King's killer to subpoena witnesses

April 16, 1994|By New York Times News Service

ATLANTA -- A Memphis Criminal Court judge ruled yesterday that James Earl Ray, the confessed assassin of the Rev. Martin Luther King Jr., will be allowed to subpoena witnesses in support of his assertions of innocence and his request for a new trial.

In what one prosecutor termed a "bizarre" situation, Judge Joseph Brown said he was constrained by Tennessee law to deny the new trial being sought by Ray because the time limit allowed for such appeals had long since expired.

Judge Brown is hearing Ray's ninth appeal since he pleaded guilty in 1968.

But in a telephone interview yesterday, Judge Brown said he would nevertheless allow evidence to be presented so that an appellate court would have available the kinds of evidence that the law prevented Judge Brown's court from considering.

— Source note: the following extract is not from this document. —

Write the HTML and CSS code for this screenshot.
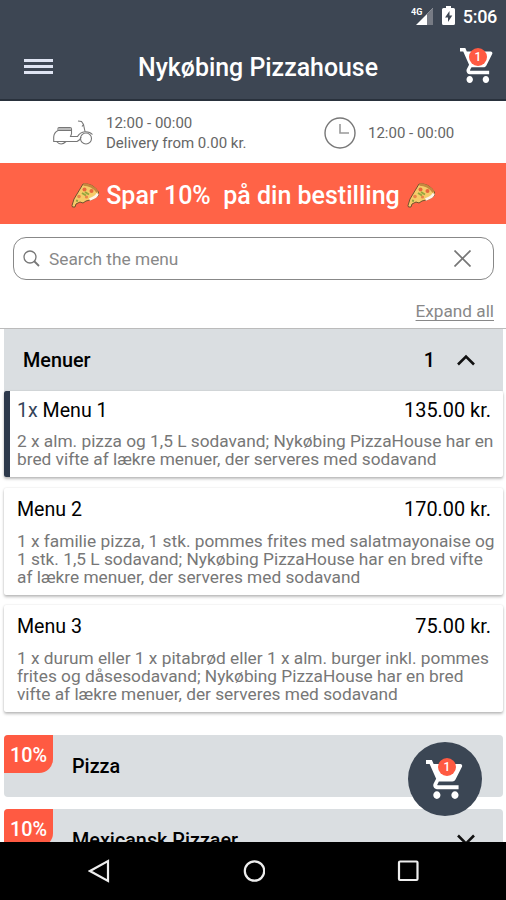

"This is not going to be a new trial, but it amounts to the same thing," the judge said. "Dr. King is one of three people for whom we have a national holiday, and everything about the case is a matter of extreme historical curiosity. At least the historical record will be illuminated by the process."

Ray, who is serving a 99-year sentence for killing Dr. King, has been trying to take back his guilty plea almost since he entered it.

His latest appeal involves assertions by a retired Memphis businessman, Lloyd Jowers, who said last summer that he had hired the assassin of Dr. King on orders from New Orleans organized-crime figures and a Memphis grocer who is now dead. Mr. Jowers said that the man he hired was not Ray.

Local prosecutors who looked into the assertions concluded that they were not supported by any known evidence.

John Campbell, an assistant Shelby County prosecutor, said the ruling yesterday would lead to "an open-ended session" in which Ray's lawyers could put whomever they pleased on the witness stand.

It is not the first time since he was imprisoned that Ray has been allowed to call witnesses, Mr. Campbell said, noting that on at least two other occasions courts had allowed him to question his former lawyers. Ray had accused them of negligence in his defense.

Mr. Campbell also said Ray had previously testified himself about what Ray asserted was a conspiracy by the FBI in the King assassination.

Lawyers for Ray said they may call as many as 60 witnesses and had no idea how long the testimony would take. Judge Brown has given them until June 6 to indicate when they would be prepared to begin their presentation.

It may turn out, Judge Brown said, that Tennessee's laws prohibiting late appeals is defective because some evidence may not be known or knowable to a convicted person and their lawyer until after the expiration of the time limit for appeals.